Libby was convicted of perjury and obstructing justice in the investigation of the 2003 leak of CIA operative Valerie Plame's identity. Bush commuted Libby's sentence and saved him from serving time in prison, but Libby remains a convicted felon.
Bush said he has read other presidential memoirs, including Ulysses S. Grants' highly praised autobiography, a book he enjoyed in part because it was "anecdotal." He said he had "skimmed" Clinton's memoir and had yet to read either of Obama's books, "Dreams From My Father" and "The Audacity of Hope."
Like Clinton, he is a fan of "Personal History," the Pulitzer Prize-winning memoir by Washington Post publisher Katharine Graham.
Presidential memoirs have rarely satisfied critics or the general public, with exceptions including Clinton's "My Life," a million seller despite mixed reviews, and Grant's memoirs, which didn't even cover his time in office. Bush's father also did not write a conventional memoir; he instead collaborated on a foreign policy book with his national security adviser, Brent Scowcroft.
George W. Bush has been talking for months about a memoir, even while he was president, and has said he wanted to give people an idea of the world as seen through a president's eyes.

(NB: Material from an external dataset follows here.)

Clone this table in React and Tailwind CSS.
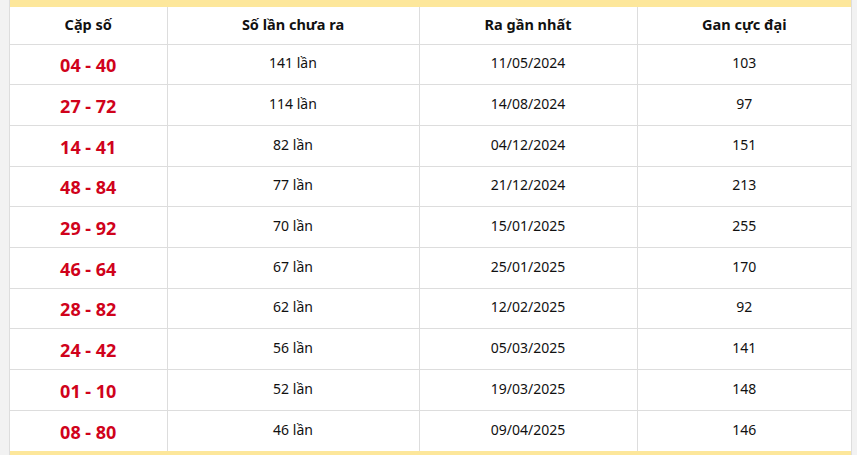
import React from 'react';

const rows = [
  ['04 - 40', '141 lần', '11/05/2024', '103'],
  ['27 - 72', '114 lần', '14/08/2024', '97'],
  ['14 - 41', '82 lần', '04/12/2024', '151'],
  ['48 - 84', '77 lần', '21/12/2024', '213'],
  ['29 - 92', '70 lần', '15/01/2025', '255'],
  ['46 - 64', '67 lần', '25/01/2025', '170'],
  ['28 - 82', '62 lần', '12/02/2025', '92'],
  ['24 - 42', '56 lần', '05/03/2025', '141'],
  ['01 - 10', '52 lần', '19/03/2025', '148'],
  ['08 - 80', '46 lần', '09/04/2025', '146'],
];

export default function App() {
  return (
    <div className="w-[857px] h-[455px] overflow-hidden bg-[#f2f2f2] pl-[9px] pr-[5px] font-['Noto_Sans',sans-serif] text-[#111]">
      <div className="border-x border-[#dddddd] bg-white">
        <div className="h-[7px] bg-[#fde79b]" />
        <table className="w-full border-collapse table-fixed">
          <colgroup>
            <col className="w-[157px]" />
            <col className="w-[252px]" />
            <col className="w-[218px]" />
            <col />
          </colgroup>
          <thead>
            <tr className="h-[37px] text-[14.5px] font-semibold">
              <th className="border-r border-b border-[#dddddd]">Cặp số</th>
              <th className="border-r border-b border-[#dddddd]">Số lần chưa ra</th>
              <th className="border-r border-b border-[#dddddd]">Ra gần nhất</th>
              <th className="border-b border-[#dddddd]">Gan cực đại</th>
            </tr>
          </thead>
          <tbody>
            {rows.map((r, i) => (
              <tr key={i} className={`h-[40.7px] text-center text-[14px] ${i < rows.length - 1 ? 'border-b border-[#dddddd]' : ''}`}>
                <td className="border-r border-[#dddddd] text-[18px] font-bold text-[#d0021b] pt-[3px]">{r[0]}</td>
                <td className="border-r border-[#dddddd] pb-[3px]">{r[1]}</td>
                <td className="border-r border-[#dddddd] pb-[3px]">{r[2]}</td>
                <td className="pb-[3px]">{r[3]}</td>
              </tr>
            ))}
          </tbody>
        </table>
        <div className="h-[10px] bg-[#fde79b]" />
      </div>
    </div>
  );
}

Publishers, noting Bush's low approval ratings and questioning his capacity for self-criticism, have been less enthusiastic, urging him not to hurry. Still, Barnett said he received calls from several publishers about a possible book.
Virtually all the top officials in the Bush administration, from Rice to political strategist Karl Rove, have either completed books or are in the midst of writing them. Cheney has said he plans a memoir and former first lady Laura Bush has a deal with Scribner, an imprint of Simon & Schuster.
Her book, like her husband's, is scheduled for 2010. Barnett, who represents both Bushes, said that Laura Bush's book would come out first.